DIRECTIONS
State how many lines of the records contain the string "page", and give no other information.
==== DATA TO USE
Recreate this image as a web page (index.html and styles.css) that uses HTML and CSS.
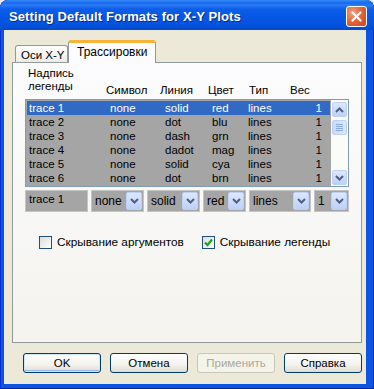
FILE: index.html
```html
<!DOCTYPE html>
<html lang="ru">

<head>
	<meta charset="UTF-8">
	<meta name="viewport" content="width=device-width, initial-scale=1.0">
	<title>Setting Default Formats for X-Y Plots</title>
	<link rel="stylesheet" href="styles.css">
</head>

<body>

	<div class="window">
		<div class="titlebar">
			<span class="title">Setting Default Formats for X-Y Plots</span>
			<div class="close-btn">
				<svg width="13" height="13" viewBox="0 0 13 13">
					<path d="M2.5 2.5 L10.5 10.5 M10.5 2.5 L2.5 10.5" stroke="#fff" stroke-width="2.2" stroke-linecap="round" />
				</svg>
			</div>
		</div>

		<div class="client">
			<div class="tab-strip">
				<div class="tab">Оси X-Y</div>
				<div class="tab tab-active">Трассировки</div>
			</div>

			<div class="tab-page">
				<div class="col-heads">
					<span class="head-multi">Надпись<br>легенды</span>
					<span>Символ</span>
					<span>Линия</span>
					<span>Цвет</span>
					<span>Тип</span>
					<span>Вес</span>
				</div>

				<div class="listbox">
					<div class="list-rows">
						<div class="row selected"><span>trace 1</span><span>none</span><span>solid</span><span>red</span><span>lines</span><span class="num">1</span></div>
						<div class="row"><span>trace 2</span><span>none</span><span>dot</span><span>blu</span><span>lines</span><span class="num">1</span></div>
						<div class="row"><span>trace 3</span><span>none</span><span>dash</span><span>grn</span><span>lines</span><span class="num">1</span></div>
						<div class="row"><span>trace 4</span><span>none</span><span>dadot</span><span>mag</span><span>lines</span><span class="num">1</span></div>
						<div class="row"><span>trace 5</span><span>none</span><span>solid</span><span>cya</span><span>lines</span><span class="num">1</span></div>
						<div class="row"><span>trace 6</span><span>none</span><span>dot</span><span>brn</span><span>lines</span><span class="num">1</span></div>
					</div>
					<div class="vscroll">
						<div class="sb-btn">
							<svg width="9" height="6" viewBox="0 0 9 6"><path d="M1 5 L4.5 1.5 L8 5" fill="none" stroke="#4d6185" stroke-width="2" /></svg>
						</div>
						<div class="sb-thumb">
							<span></span><span></span><span></span><span></span>
						</div>
						<div class="sb-track"></div>
						<div class="sb-btn">
							<svg width="9" height="6" viewBox="0 0 9 6"><path d="M1 1 L4.5 4.5 L8 1" fill="none" stroke="#4d6185" stroke-width="2" /></svg>
						</div>
					</div>
				</div>

				<div class="editors">
					<div class="field">trace 1</div>
					<div class="combo w-none"><span class="combo-text">none</span><span class="combo-btn"><svg width="9" height="6" viewBox="0 0 9 6"><path d="M1 1 L4.5 4.5 L8 1" fill="none" stroke="#4d6185" stroke-width="2" /></svg></span></div>
					<div class="combo w-solid"><span class="combo-text">solid</span><span class="combo-btn"><svg width="9" height="6" viewBox="0 0 9 6"><path d="M1 1 L4.5 4.5 L8 1" fill="none" stroke="#4d6185" stroke-width="2" /></svg></span></div>
					<div class="combo w-color"><span class="combo-text">red</span><span class="combo-btn"><svg width="9" height="6" viewBox="0 0 9 6"><path d="M1 1 L4.5 4.5 L8 1" fill="none" stroke="#4d6185" stroke-width="2" /></svg></span></div>
					<div class="combo w-type"><span class="combo-text">lines</span><span class="combo-btn"><svg width="9" height="6" viewBox="0 0 9 6"><path d="M1 1 L4.5 4.5 L8 1" fill="none" stroke="#4d6185" stroke-width="2" /></svg></span></div>
					<div class="combo w-weight"><span class="combo-text">1</span><span class="combo-btn"><svg width="9" height="6" viewBox="0 0 9 6"><path d="M1 1 L4.5 4.5 L8 1" fill="none" stroke="#4d6185" stroke-width="2" /></svg></span></div>
				</div>

				<div class="checks">
					<label class="check">
						<span class="box"></span>
						<span>Скрывание аргументов</span>
					</label>
					<label class="check">
						<span class="box">
							<svg width="11" height="11" viewBox="0 0 11 11"><path d="M2 5.5 L4.5 8 L9 2.5" fill="none" stroke="#21a121" stroke-width="2.2" /></svg>
						</span>
						<span>Скрывание легенды</span>
					</label>
				</div>
			</div>

			<div class="buttons">
				<div class="btn btn-default">OK</div>
				<div class="btn">Отмена</div>
				<div class="btn btn-disabled">Применить</div>
				<div class="btn">Справка</div>
			</div>
		</div>
	</div>

</body>

</html>
```

FILE: styles.css
```css
* {
	box-sizing: border-box;
}

body {
	margin: 0;
	background-color: #e8ebf2;
	font-family: 'Liberation Sans', Arial, sans-serif;
	font-size: 12px;
	color: #000;
}

.window {
	width: 374px;
	height: 389px;
	display: flex;
	flex-direction: column;
	border-radius: 8px 8px 0 0;
	overflow: hidden;
	background-color: #0b55e2;
	box-shadow: inset -1px 0 #0031a8, inset 1px 0 #0831d9, inset 0 -1px #00289a;
}

/* title bar */
.titlebar {
	height: 30px;
	flex-shrink: 0;
	display: flex;
	align-items: center;
	justify-content: space-between;
	padding: 3px 7px 0 9px;
	background: linear-gradient(#3a8cf8 0, #1468ee 3px, #2c7bf3 5px, #0c5ee8 9px, #0556e3 18px, #0453de 25px, #0648cc 30px);
	border-radius: 8px 8px 0 0;
}

.title {
	color: #fff;
	font-weight: bold;
	font-size: 13px;
	text-shadow: 1px 1px #0a2a8a;
	letter-spacing: 0.1px;
}

.close-btn {
	width: 21px;
	height: 21px;
	display: flex;
	align-items: center;
	justify-content: center;
	border: 1px solid #fff;
	border-radius: 3px;
	background: radial-gradient(circle at 30% 30%, #f1a385 0, #e2683f 45%, #c8431c 100%);
}

/* window body */
.client {
	flex: 1;
	margin: 0 8px 5px 4px;
	padding-top: 10px;
	background-color: #ece9d8;
}

.tab-strip {
	display: flex;
	align-items: flex-end;
	height: 22px;
	padding-left: 11px;
}

.tab {
	width: 53px;
	height: 17px;
	padding: 3px 0 0 5px;
	border: 1px solid #919b9c;
	border-bottom: none;
	border-radius: 3px 3px 0 0;
	background: linear-gradient(#fefefe, #ecebe6);
	font-size: 11.5px;
	white-space: nowrap;
}

.tab-active {
	position: relative;
	z-index: 1;
	width: 88px;
	height: 23px;
	margin-bottom: -1px;
	padding: 2px 0 0 8px;
	border-top: 3px solid #f8b33a;
	background: #fcfcfe;
	font-size: 12px;
}

.tab-page {
	width: 350px;
	height: 281px;
	margin-left: 8px;
	padding: 4px 12px 0;
	border: 1px solid #919b9c;
	background: linear-gradient(#fcfcfe, #f4f3ee);
}

/* column headings */
.col-heads {
	display: grid;
	grid-template-columns: 78px 54px 48px 41px 41px 1fr;
	height: 30px;
	padding-left: 3px;
	font-size: 11.5px;
	line-height: 13px;
}

.col-heads span {
	align-self: end;
}

.col-heads .head-multi {
	align-self: start;
}

/* list */
.listbox {
	display: flex;
	height: 88px;
	margin-top: 2px;
	border: 1px solid #7f9db9;
	background-color: #fff;
}

.list-rows {
	flex: 1;
	padding: 1px;
	background-color: #a5a5a5;
}

.row {
	display: grid;
	grid-template-columns: 81px 55px 47px 36px 60px 1fr;
	height: 14px;
	padding: 0 8px 0 2px;
	font-size: 11.5px;
	line-height: 14px;
}

.row.selected {
	background-color: #316ac5;
	color: #fff;
}

.row .num {
	text-align: right;
}

.vscroll {
	width: 17px;
	display: flex;
	flex-direction: column;
	padding: 2px 1px 1px;
	background-color: #fbfbf8;
}

.sb-btn {
	height: 15px;
	display: flex;
	align-items: center;
	justify-content: center;
	border: 1px solid #bcd0f8;
	border-radius: 2px;
	background: linear-gradient(#dde8fd, #bcd0f8);
}

.sb-thumb {
	height: 15px;
	margin-top: 3px;
	display: flex;
	flex-direction: column;
	justify-content: center;
	align-items: center;
	gap: 1px;
	border: 1px solid #bcd0f8;
	border-radius: 2px;
	background: linear-gradient(90deg, #c9d9fc, #dde8fd);
}

.sb-thumb span {
	width: 7px;
	height: 1px;
	background-color: #8caaeb;
}

.sb-track {
	flex: 1;
}

/* editors under the list */
.editors {
	display: flex;
	justify-content: space-between;
	height: 22px;
	margin-top: 3px;
}

.field {
	width: 63px;
	padding: 2px 3px;
	border: 1px solid #c4c4c4;
	background-color: #a5a5a5;
	font-size: 11.5px;
}

.combo {
	display: flex;
	padding: 1px;
	border: 1px solid #c4c4c4;
	background-color: #a5a5a5;
	font-size: 12px;
}

.w-none,
.w-solid {
	width: 53px;
}

.w-color {
	width: 43px;
}

.w-type {
	width: 62px;
}

.w-weight {
	width: 35px;
}

.combo-text {
	flex: 1;
	padding-left: 2px;
	line-height: 18px;
}

.combo-btn {
	width: 16px;
	display: flex;
	align-items: center;
	justify-content: center;
	border: 1px solid #bcd0f8;
	border-radius: 2px;
	background: linear-gradient(#dde8fd, #bcd0f8);
}

/* check boxes */
.checks {
	display: flex;
	gap: 18px;
	margin-top: 23px;
	padding-left: 14px;
}

.check {
	display: flex;
	align-items: center;
	gap: 5px;
	font-size: 11.8px;
}

.box {
	width: 13px;
	height: 13px;
	display: flex;
	align-items: center;
	justify-content: center;
	border: 1px solid #1c5180;
	background: linear-gradient(135deg, #dcdcd7, #fff);
}

/* dialog buttons */
.buttons {
	display: flex;
	gap: 9px;
	margin-top: 10px;
	padding-left: 19px;
}

.btn {
	width: 78px;
	height: 20px;
	display: flex;
	align-items: center;
	justify-content: center;
	border: 1px solid #003c74;
	border-radius: 3px;
	background: linear-gradient(#fff, #f3f2ec 60%, #dedbd0);
	font-size: 11.5px;
}

.btn-default {
	box-shadow: inset 0 0 0 1px #cee7ff, inset 0 -1px 0 1px #98b8ea;
}

.btn-disabled {
	border-color: #c9c7ba;
	background: #f5f4ea;
	color: #aca899;
}
```
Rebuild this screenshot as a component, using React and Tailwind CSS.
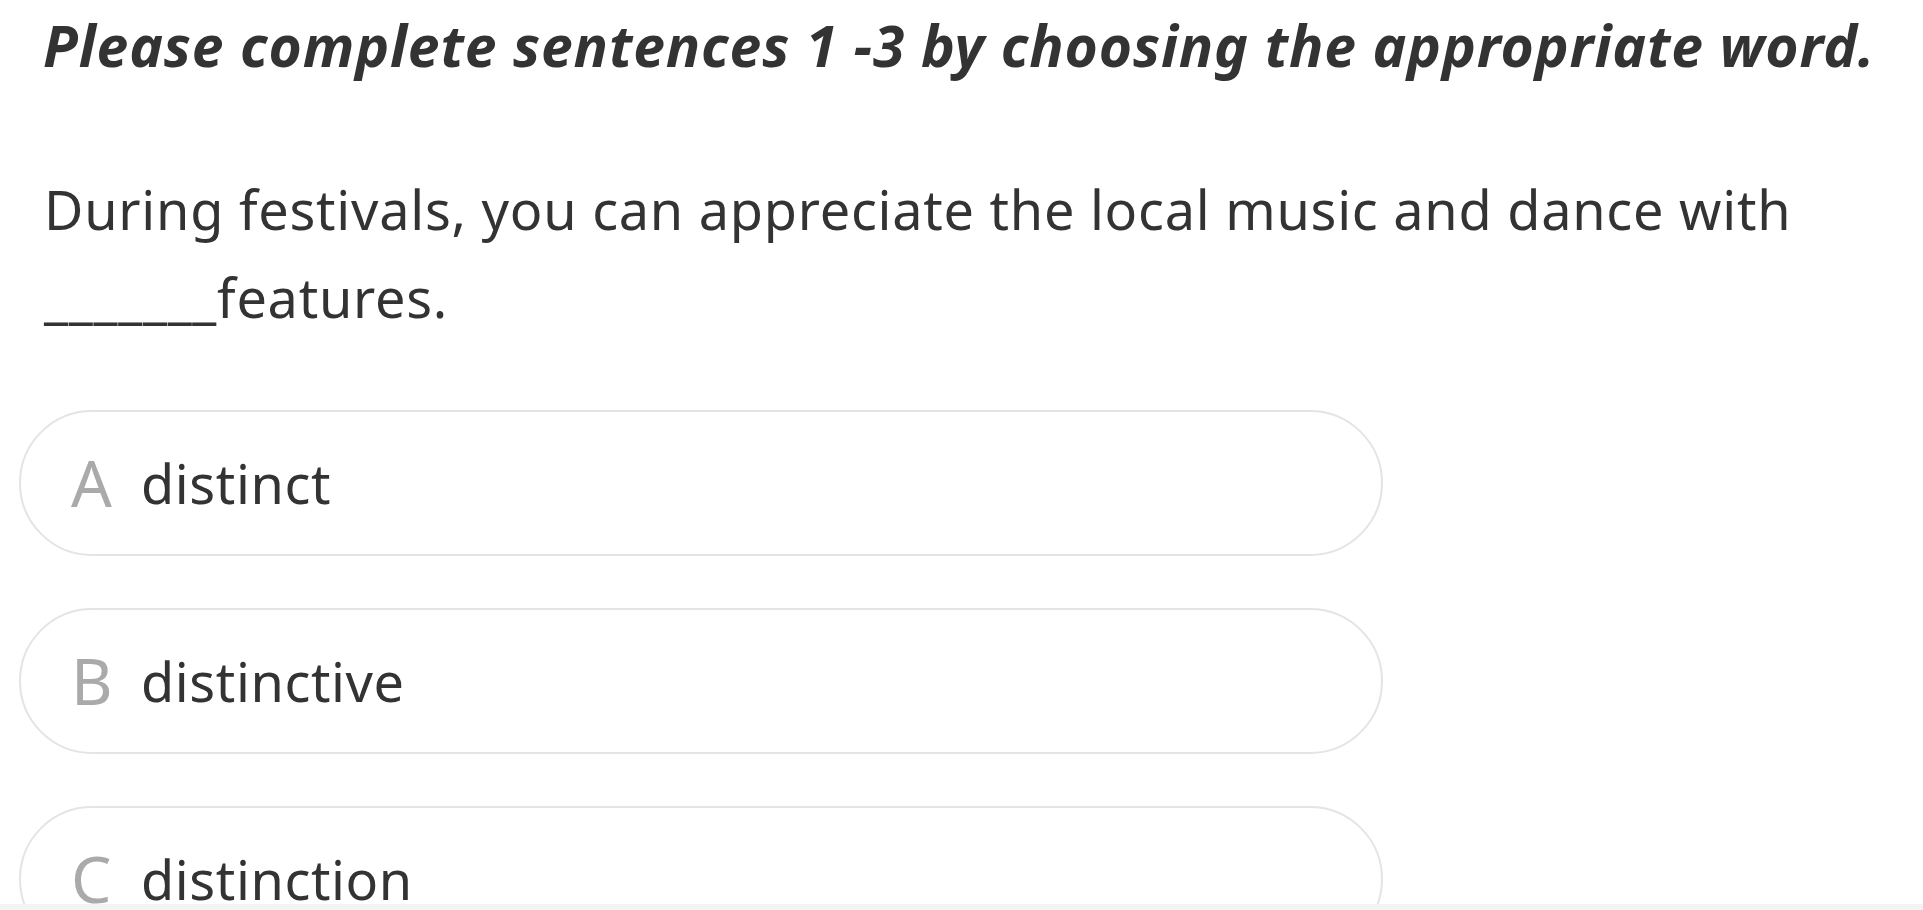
import React from "react";

const options = [
  { letter: "A", text: "distinct" },
  { letter: "B", text: "distinctive" },
  { letter: "C", text: "distinction" },
];

export default function App() {
  return (
    <div className="relative h-[910px] overflow-hidden bg-white font-['Noto_Sans',sans-serif] text-[#333333]">
      <div className="flex flex-col">
        <h1 className="mt-[8px] pl-[43px] text-[57px] font-bold italic leading-[74px] tracking-[0.87px]">
          Please complete sentences 1 -3 by choosing the appropriate word.
        </h1>
        <p className="mt-[83px] pl-[44px] pr-[40px] text-[54px] leading-[88px] tracking-[0.75px]">
          During festivals, you can appreciate the local music and dance with
          <br />
          _______features.
        </p>
        <div className="mt-[69px] flex flex-col gap-[52px] pl-[19px]">
          {options.map((o) => (
            <div
              key={o.letter}
              className="flex h-[146px] w-[1364px] shrink-0 items-center rounded-full border-2 border-[#e4e4e4] pl-[50px]"
            >
              <span className="w-[70px] shrink-0 text-[64px] leading-[1.2] text-[#aaaaaa]">{o.letter}</span>
              <span className="text-[54px] leading-[1.2] tracking-[0.6px]">{o.text}</span>
            </div>
          ))}
        </div>
      </div>
      <div className="fixed bottom-0 left-0 h-[6px] w-full bg-[#f4f4f4]" />
    </div>
  );
}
========
OUTPUT FOR THIS EXERCISE
3